La tension n'aura alors cesse de croître, manifestée par la récurrence angoissante des apparitions du Balourd Miteux, interprété par le très convaincant Jeff Martin, cynique jusqu'en sa démarche. L'inconfort duquel nous sommes prisonniers atteint son paroxysme sur le tableau final qui, au lieu de vastes prairies et d'une rivière, nous présente une sombre cellule retenant prisonnières Katerina et Soneytka, sa rivale. Nous admettons qu'il n'y avait probablement pas de moyen plus efficace de nous faire vivre intensément ce dernier crime qu'en le donnant à voir en huis-clos. La soprano Ausrine Stundyte donne là le meilleur de sa performance : jeu d'acteur d'un réalisme macabre, intense d'un bout à l'autre de l'ouvrage, la voilà condamnée à voir son idole prendre sa rivale sous ses yeux. Il ne lui appartient plus de maîtriser sa haine et c'est une véritable Furie qui bat à mort son ennemie, la mezzo Clare Presland au timbre incroyablement nerveux, avant d'être elle-même achevée par les sbires du régime à même le sol.

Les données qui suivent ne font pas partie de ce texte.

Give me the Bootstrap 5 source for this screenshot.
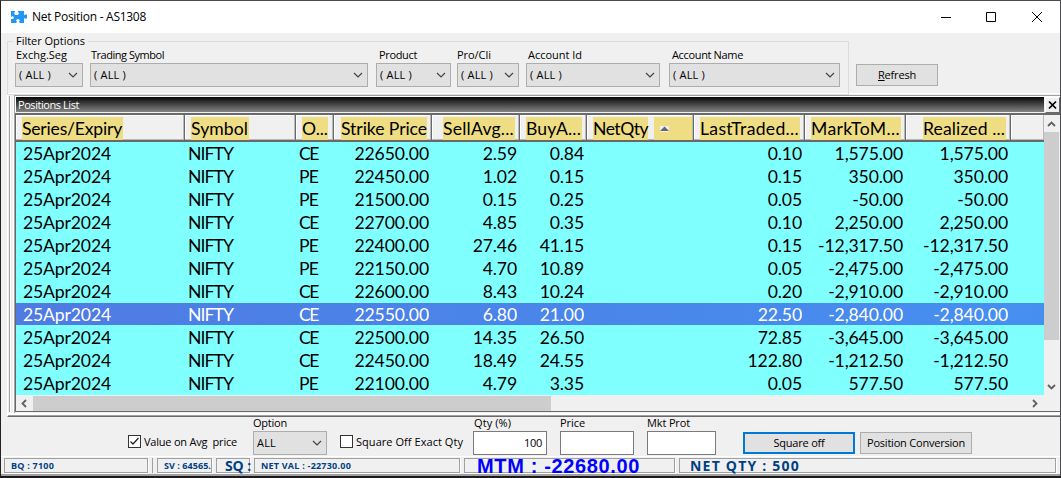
<!DOCTYPE html>
<html lang="en">
<head>
<meta charset="utf-8">
<title>Net Position - AS1308</title>
<link href="https://cdn.jsdelivr.net/npm/bootstrap@5.3.0/dist/css/bootstrap.min.css" rel="stylesheet">
<style>
body{margin:0;background:#1d1a1e;overflow:hidden;color:#000;font:11px/14px "Open Sans","Noto Sans",sans-serif}
.win{width:1061px;height:476px;background:#f0f0f0;border:1px solid #4c4c4e;border-left-color:#222;border-bottom:0}
.win svg{display:block;flex:none}
.titlebar{height:32px;background:#fff;padding-left:10px}
.titlebar .cap{font-size:12px;padding-left:5px}
.topzone{height:60px}
.fgroup{width:842px;height:54px;margin:8px 0 0 6px;border:1px solid #dcdcdc;padding:6px 0 0 7px;position:relative}
.fgroup .leg{position:absolute;left:5px;top:-8px;background:#f0f0f0;padding:0 3px}
.fld{flex:none}
.lab{height:15px;padding-left:1px}
.tools .lab{height:14px;padding-left:0;line-height:12px}
.drop{height:24px;background:#e1e1e1;border:1px solid #adadad;padding:0 4px 0 3px;flex:none}
.btnx{height:22px;border:1px solid #adadad;background:#e1e1e1;border-radius:0;padding:0;font-size:11px;line-height:20px;color:#000;flex:none}
.btnx.def{border:2px solid #0078d7;line-height:18px}
.dock{height:324px;margin-left:6px;border-top:1px solid #fff;border-left:1px solid #fff;border-bottom:1px solid #696969;box-shadow:inset 0 -1px #a0a0a0,inset 0 -3px #fff}
.grip{width:7px;margin:2px 0 4px 1px;border-left:1px solid #a0a0a0;border-right:1px solid #fff;box-shadow:inset 1px 0 #fff}
.dockin{width:1046px;border-left:1px solid #a0a0a0;border-top:1px solid #a0a0a0;margin-top:1px;flex:none;height:318px}
.gripbar{height:17px;border-top:1px solid #fff}
.gradbar{width:1029px;height:15px;background:linear-gradient(#080808,#858585);color:#fff;border-left:1px solid #fff;padding-left:2px;line-height:15px}
.xbtn{width:15px;height:16px;margin-left:1px;border:1px solid #fff;border-right-color:#696969;border-bottom-color:#696969}
.view{height:299px;border-top:2px solid #696969;border-left:1px solid #696969;border-bottom:1px solid #696969}
.gridv{width:1028px;height:280px;background:#80ffff;overflow:hidden;font-family:Lato,sans-serif;font-size:17.6px;line-height:23px}
.hcell,.bcell{flex:none;overflow:hidden}
.hcell{height:27px;border-right:1px solid #696969;border-bottom:2px solid #696969;box-shadow:inset -1px -1px #b8b8b8,inset 1px 1px #fff;background:#f0f0f0;padding:2px 0 0 6px;position:relative}
.hcell span{display:inline-block;height:23px;background:#eedd82;line-height:24px}
.hcell.r{text-align:right;padding:2px 4px 0 0}
.rowx{height:23px;width:1028px}
.rowx.sel{color:#fff;background:linear-gradient(90deg,#4f7be2,#468ff0);height:22px;margin-bottom:1px}
.bcell{letter-spacing:-.12px;text-align:right;line-height:24px}
.sbar{background:#f0f0f0}
.thumb{background:#cdcdcd}
.tools{height:39px}
.inp{height:24px;border:1px solid #7a7a7a;background:#fff;padding-right:4px;line-height:22px;text-align:right}
.chk{width:13px;height:13px;border:1px solid #333;background:#fff;flex:none}
.status{height:20px;border-top:1px solid #fff;border-bottom:2px solid #a0a0a0;padding:1px 0 0 3px;color:#003f85;font-weight:700}
.pane{height:15px;border:1px solid #a0a0a0;box-shadow:1px 1px #fff;flex:none;font-size:9px;line-height:14px;white-space:nowrap}
.mtm{font:bold 20px/14px "Liberation Sans",sans-serif;color:#00f}
.fit{display:inline-block;white-space:pre}
</style>
</head>
<body>
<div class="win">
  <div class="titlebar d-flex align-items-center">
    <svg width="16" height="15" viewBox="0 0 16 15"><path fill="#2196f3" d="M0 1h4v1l-1 1 1 2h3l1-2-1-1V1h6v4h1l1-1 1 1v3l-1 1-2-1v5H9l-1-1 1-2-2-1-2 1 1 2-1 1H0V9h2l1-1-1-2-2 1z"/></svg>
    <span class="cap"><span class="fit" data-w="114">Net Position - AS1308</span></span>
    <svg class="ms-auto" width="125" height="14" viewBox="0 0 125 14" fill="none" stroke="#000"><path d="M6 7.5h10M51.5 2.5h9v9h-9zM97 2l10 10M107 2L97 12"/></svg>
  </div>
  <div class="topzone d-flex">
    <div class="fgroup d-flex">
      <span class="leg"><span class="fit" data-w="69">Filter Options</span></span>
      <div class="fld" style="width:75px"><div class="lab"><span class="fit" data-w="51">Exchg.Seg</span></div><div class="drop" style="width:68px" data-v="( ALL )"></div></div>
      <div class="fld" style="width:286px"><div class="lab"><span class="fit" data-w="73">Trading Symbol</span></div><div class="drop" style="width:278px" data-v="( ALL )"></div></div>
      <div class="fld" style="width:81px"><div class="lab" style="padding-left:3px"><span class="fit" data-w="38">Product</span></div><div class="drop" style="width:75px" data-v="( ALL )"></div></div>
      <div class="fld" style="width:69px"><div class="lab" style="padding-left:0"><span class="fit" data-w="34">Pro/Cli</span></div><div class="drop" style="width:62px" data-v="( ALL )"></div></div>
      <div class="fld" style="width:143px"><div class="lab" style="padding-left:2px"><span class="fit" data-w="54">Account Id</span></div><div class="drop" style="width:134px" data-v="( ALL )"></div></div>
      <div class="fld"><div class="lab" style="padding-left:3px"><span class="fit" data-w="71">Account Name</span></div><div class="drop" style="width:171px" data-v="( ALL )"></div></div>
    </div>
    <button class="btn btnx" style="width:82px;margin:31px 0 0 7px"><span class="fit" data-w="38"><u>R</u>efresh</span></button>
  </div>
  <div class="dock d-flex">
    <div class="grip"></div>
    <div class="dockin">
      <div class="gripbar d-flex"><div class="gradbar"><span class="fit" data-w="61">Positions List</span></div><div class="xbtn"><svg width="13" height="14" viewBox="0 0 13 14" stroke="#000" stroke-width="1.7"><path d="M3 3.500l7 7M10 3.500l-7 7"/></svg></div></div>
      <div class="view">
        <div class="d-flex">
          <div class="gridv"><div class="d-flex" id="head"></div><div id="rows"></div></div>
          <div class="sbar d-flex flex-column" style="width:16px">
            <svg width="16" height="17" viewBox="0 0 16 17" fill="none" stroke="#606060" stroke-width="1.8"><path d="M4 11l3.500-3.500L11 11"/></svg>
            <div class="thumb" style="height:208px;width:15px"></div>
            <svg class="mt-auto" width="16" height="17" viewBox="0 0 16 17" fill="none" stroke="#606060" stroke-width="1.8"><path d="M4 7l3.500 3.500L11 7"/></svg>
          </div>
        </div>
        <div class="sbar d-flex" style="height:16px;padding-top:1px">
          <svg width="17" height="15" viewBox="0 0 17 15" fill="none" stroke="#606060" stroke-width="1.8"><path d="M10 4L6.500 7.500 10 11"/></svg>
          <div class="thumb" style="width:518px"></div>
          <svg style="margin-left:476px" width="17" height="15" viewBox="0 0 17 15" fill="none" stroke="#606060" stroke-width="1.8"><path d="M6 4l3.500 3.500L6 11"/></svg>
        </div>
      </div>
    </div>
  </div>
  <div class="tools d-flex">
    <div class="chk" style="margin:18px 3px 0 127px"><svg width="11" height="11" viewBox="0 0 11 11" fill="none" stroke="#222" stroke-width="1.3"><path d="M1.500 5.500L4 8l5.500-6"/></svg></div>
    <div style="width:109px;padding-top:18px"><span class="fit" data-w="93">Value on Avg  price</span></div>
    <div style="width:87px"><div class="lab"><span class="fit" data-w="34">Option</span></div><div class="drop" style="width:74px" data-v="ALL"></div></div>
    <div class="chk" style="margin:18px 3px 0 0"></div>
    <div style="width:117px;padding-top:18px"><span class="fit" data-w="107">Square Off Exact Qty</span></div>
    <div style="width:87px"><div class="lab" style="padding-left:1px"><span class="fit" data-w="37">Qty (%)</span></div><div class="inp" style="width:74px"><span class="fit" data-w="18">100</span></div></div>
    <div style="width:87px"><div class="lab"><span class="fit" data-w="25">Price</span></div><div class="inp" style="width:74px"></div></div>
    <div style="width:96px"><div class="lab"><span class="fit" data-w="43">Mkt Prot</span></div><div class="inp" style="width:69px"></div></div>
    <button class="btn btnx def" style="width:112px;margin-top:15px"><span class="fit" data-w="51">Square off</span></button>
    <button class="btn btnx" style="width:112px;margin:15px 0 0 5px"><span class="fit" data-w="98">Position Conversion</span></button>
  </div>
  <div class="status d-flex">
    <div class="pane" style="width:144px;padding-left:6px"><span class="fit" data-w="43">BQ : 7100</span></div>
    <div style="width:1px;height:15px;background:#a0a0a0;margin:0 4px"></div>
    <div class="pane" style="width:55px;padding-left:6px"><span class="fit" data-w="47">SV : 64565.</span></div>
    <div class="pane" style="width:34px;margin-left:4px;padding-left:8px;font-size:14px;line-height:14px"><span class="fit" data-w="26">SQ :</span></div>
    <div class="pane" style="width:206px;margin-left:4px;padding-left:6px"><span class="fit" data-w="90">NET VAL : -22730.00</span></div>
    <div class="pane mtm" style="width:211px;margin-left:4px;padding-left:12px"><span class="fit" data-w="163">MTM : -22680.00</span></div>
    <div class="pane" style="width:377px;margin-left:4px;padding-left:10px;font-size:14px;line-height:14px"><span class="fit" data-w="110">NET QTY : 500</span></div>
  </div>
</div>
<script src="https://cdn.jsdelivr.net/npm/bootstrap@5.3.0/dist/js/bootstrap.bundle.min.js"></script>
<script>
document.querySelectorAll('.drop').forEach(d => {
  d.classList.add('d-flex', 'align-items-center');
  const w = d.dataset.v === 'ALL' ? 19 : 32;
  d.innerHTML = `<span class="fit" data-w="${w}">${d.dataset.v}</span><svg class="ms-auto" width="10" height="8" viewBox="0 0 10 8" fill="none" stroke="#444" stroke-width="1.200"><path d="M1 2l4 4 4-4"/></svg>`;
});
// title, column width, text width, highlight width, right aligned
const cols = [['Series/Expiry',169,100,101,0],['Symbol',111,57,58,0],['O...',38,26,26,0],['Strike Price',98,86,86,1],['SellAvg...',88,71,72,1],['BuyA...',67,55,56,1],['NetQty',107,55,55,0],['LastTraded...',111,99,100,1],['MarkToM...',101,89,90,1],['Realized ...',105,82,83,1]];
document.getElementById('head').innerHTML = cols.map(c =>
  `<div class="hcell ${c[4] ? 'r' : ''}" style="width:${c[1]}px"><span style="width:${c[3]}px;text-align:left"><b class="fit fw-normal" data-w="${c[2]}">${c[0]}</b></span>${c[0] === 'NetQty' ? '<svg style="position:absolute;left:67px;top:2px" width="38" height="23"><path fill="#eedd82" d="M0 0h38v23H0z"/><path fill="#f0f0f0" d="M6 9h9v6H6z"/><path fill="#666" d="M6 14l4.500-4.500L15 14z"/></svg>' : ''}</div>`
).join('') + '<div class="hcell" style="width:33px;border-right:0"></div>';
const data = `CE 22650.00 2.59 0.84 0.10 1,575.00
PE 22450.00 1.02 0.15 0.15 350.00
PE 21500.00 0.15 0.25 0.05 -50.00
CE 22700.00 4.85 0.35 0.10 2,250.00
PE 22400.00 27.46 41.15 0.15 -12,317.50
PE 22150.00 4.70 10.89 0.05 -2,475.00
CE 22600.00 8.43 10.24 0.20 -2,910.00
CE 22550.00 6.80 21.00 22.50 -2,840.00
CE 22500.00 14.35 26.50 72.85 -3,645.00
CE 22450.00 18.49 24.55 122.80 -1,212.50
PE 22100.00 4.79 3.35 0.05 577.50`.split('\n');
const ends = [413, 501, 568, 786, 887, 992];
document.getElementById('rows').innerHTML = data.map((line, i) => {
  const [o, strike, sell, buy, ltp, mtm] = line.split(' ');
  let x = 318, nums = '';
  [strike, sell, buy, ltp, mtm, mtm].forEach((v, k) => { nums += `<div class="bcell" style="width:${ends[k] - x}px">${v}</div>`; x = ends[k]; });
  return `<div class="rowx d-flex ${i === 7 ? 'sel' : ''}"><div class="bcell text-start" style="width:172px;padding-left:7px"><span class="fit" data-w="88">25Apr2024</span></div><div class="bcell text-start" style="width:111px"><span class="fit" data-w="45">NIFTY</span></div><div class="bcell text-start" style="width:35px"><span class="fit" data-w="19">${o}</span></div>${nums}</div>`;
}).join('');
// spread each label over its column's text width
document.querySelectorAll('.fit').forEach(e => {
  e.style.letterSpacing = '0px';
  const gap = (e.dataset.w - e.getBoundingClientRect().width) / e.textContent.length;
  e.style.letterSpacing = gap.toFixed(3) + 'px';
});
</script>
</body>
</html>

Le maître Dmitri Tcherniakov nous livre une vision désabusée de l’œuvre de Chostakovitch. Aucun des thèmes traités par le livret ne l'est positivement. Le corps de Katerina, l'amour, la sexualité présentée sur le seul mode de la bestialité sont dégradés. La question de la filiation, l'institution du mariage, la spiritualité le sont également. La mort elle-même ne reçoit pas un humble traitement. Est-il nécessaire d'imposer un imaginaire si cru, une sexualité si cruelle ? Il aurait été possible de suggérer mais sans doute c'eût été perdre en intensité. Les applaudissements d'abord réservés se font rapidement chaleureux, saluant une impressionnante performance et un engagement sans limite. On rentre chez soi harassé, fatigué, humilié presque par la manifestation d'une violence si réaliste. Lady Macbeth est une cruelle créature que l'on prend pourtant en empathie tant le monstre qu'elle élève au rang d’idole nous effraie et nous choque. Tcherniakov vient convoquer la part d'animalité qui réside en chacun de nous et nous la jette au visage. Un spectacle difficile à regarder sans détourner une fois le regard tant la force des images nous essouffle et nous meurtrit. Mais un spectacle d'une grande actualité, d'une grande vérité. Chapeau.